| Supplied material |
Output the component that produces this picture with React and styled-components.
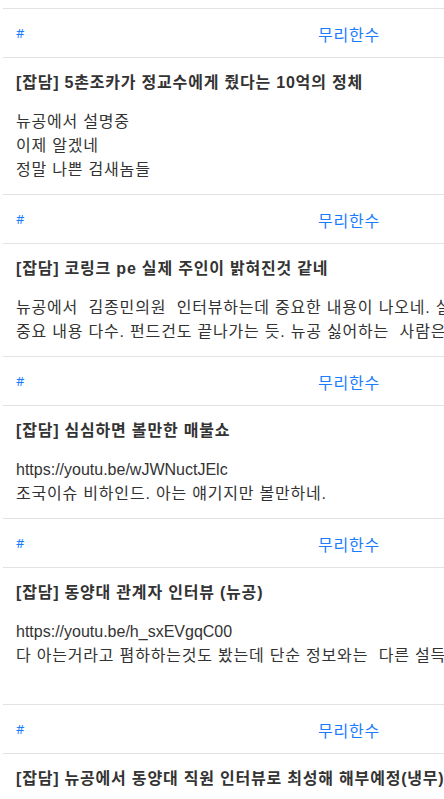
import React from "react";
import styled, { createGlobalStyle } from "styled-components";

const Global = createGlobalStyle`
  html, body { margin: 0; padding: 0; background: #fff; overflow: hidden; }
  body { font-family: "Liberation Sans", "Noto Sans CJK KR", sans-serif; color: #333; }
`;

const Page = styled.div`
  padding: 8px 0 0 3px;
  width: 1100px;
`;

const Item = styled.section`
  border-top: 1px solid #e1e1e6;
`;

const Header = styled.div`
  display: grid;
  grid-template-columns: 302px auto;
  align-items: center;
  height: 48px;
  padding-left: 13px;
  border-bottom: 1px solid #e1e1e6;
`;

const Hash = styled.a`
  font-family: "Noto Sans", sans-serif;
  font-size: 13px;
  color: #1a7cff;
  text-decoration: none;
  line-height: 1;
  margin-top: 1px;
`;

const Author = styled.a`
  font-family: "Noto Sans CJK KR", sans-serif;
  font-size: 16px;
  letter-spacing: 0.8px;
  color: #1a7cff;
  text-decoration: none;
  line-height: 1;
  margin-top: 1px;
`;

const Content = styled.div`
  padding: 13px 13px 12px;
`;

const Title = styled.h3`
  margin: 0 0 15px;
  font-size: 16px;
  font-weight: 700;
  letter-spacing: 0.8px;
  line-height: 24px;
  color: #333;
  white-space: nowrap;
`;

const Body = styled.div`
  font-size: 16px;
  letter-spacing: 0.8px;
  line-height: 24px;
  color: #333;
`;

const Line = styled.div`
  white-space: pre;
  min-height: 24px;
`;

const Url = styled.span`
  letter-spacing: 0;
`;

const posts = [
  {
    title: "[잡담] 5촌조카가 정교수에게 줬다는 10억의 정체",
    body: ["뉴공에서 설명중", "이제 알겠네", "정말 나쁜 검새놈들"],
  },
  {
    title: "[잡담] 코링크 pe 실제 주인이 밝혀진것 같네",
    body: [
      "뉴공에서  김종민의원  인터뷰하는데 중요한 내용이 나오네. 실제 주인은 따로 있다는",
      "중요 내용 다수. 펀드건도 끝나가는 듯. 뉴공 싫어하는  사람은 안 봐도 됨",
    ],
  },
  {
    title: "[잡담] 심심하면 볼만한 매불쇼",
    body: ["https://youtu.be/wJWNuctJElc", "조국이슈 비하인드. 아는 얘기지만 볼만하네."],
  },
  {
    title: "[잡담] 동양대 관계자 인터뷰 (뉴공)",
    body: [
      "https://youtu.be/h_sxEVgqC00",
      "다 아는거라고 폄하하는것도 봤는데 단순 정보와는  다른 설득력이 있네요",
      "",
    ],
  },
  {
    title: "[잡담] 뉴공에서 동양대 직원 인터뷰로 최성해 해부예정(냉무)",
    body: [],
  },
];

export default function App() {
  return (
    <>
      <Global />
      <Page>
        {posts.map((p, i) => (
          <Item key={i}>
            <Header>
              <Hash href="#">#</Hash>
              <Author href="#">무리한수</Author>
            </Header>
            <Content>
              <Title>{p.title}</Title>
              {p.body.length > 0 && (
                <Body>
                  {p.body.map((l, j) => (
                    <Line key={j}>
                      {l.startsWith("http") ? <Url>{l}</Url> : l}
                    </Line>
                  ))}
                </Body>
              )}
            </Content>
          </Item>
        ))}
      </Page>
    </>
  );
}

| Required task |
List every line above containing the word "React".

| Answer to the task |
Output the component that produces this picture with React and styled-components.
import React from "react";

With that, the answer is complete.